Jan on tiptoe with a hammer, holding a framed print against the wall
#05

The Wall

I hung the print today.

I bought it eight months ago. The proper hammer was in the proper place, surprising both me and the hammer. I held it up to the wall four times, marked it with pencil, and missed the stud anyway. The print is on the wall. It is, against any kind of level, slightly tilted. I'm going to leave it. It looks better tilted. The wall looks like someone lives here on purpose. The wall looks like me.

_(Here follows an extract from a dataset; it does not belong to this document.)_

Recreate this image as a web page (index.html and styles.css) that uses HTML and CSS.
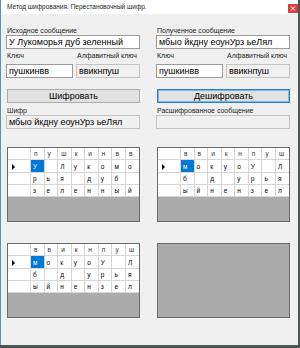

Jan at her small dining table, alone, eating off a real plate
#06

The Real Dinner

Tonight I made a real dinner.

Plated on a real plate. I lit a candle for no reason—for myself, I guess, which is the reason. I sat at the table instead of standing at the counter. I ate slowly. Wine in a glass meant for wine. No phone on the table. The chair held me. The candle did its job. The food was, honestly, fine. The act of doing it was, somehow, dinner.


Jan sitting up on the couch at 3am, hair flat on one side and partly out of the bun
#07

The Couch Sleep

I fell asleep on the couch with my contacts in.

Woke up at 3:14am with a crick in my neck and my mouth tasting of regret. Drank an entire glass of water standing at the sink. Took my contacts out with the seriousness of a small medical procedure. I made a deal with myself: this will not happen again. It will happen again. I climbed into bed and discovered the bed is a wholly different country. I should visit more often.


Jan in a reading corner — a chair, a small side table, the new lamp casting warm light, an open book on her lap that she's clearly not reading
#08

The Lamp

I bought the lamp.

I'd been looking at it for weeks. Carried it home from the train, the box making me look like a person with a problem. I plugged it in. The light is warm—warmer than expected. The corner that was nothing is now a place. I sit in the corner with a book I won't read past page three. The light is doing its job. The corner is doing its job. I am doing my job, which is sitting in the corner.


Tighter composition than a full-room wide
#09

The Quiet Look

Standing in the middle of the apartment at midnight, in socks, looking around for no reason.

The lamp is on. The chair is in its place. Greg the plant is alive. The print is slightly tilted. The drawer closes. Some took years, some took an hour. I will go to bed shortly. I just wanted to stand here and notice that this is mine. I'll let it be a long minute. The radiator clicks. The fridge hums. I'm home.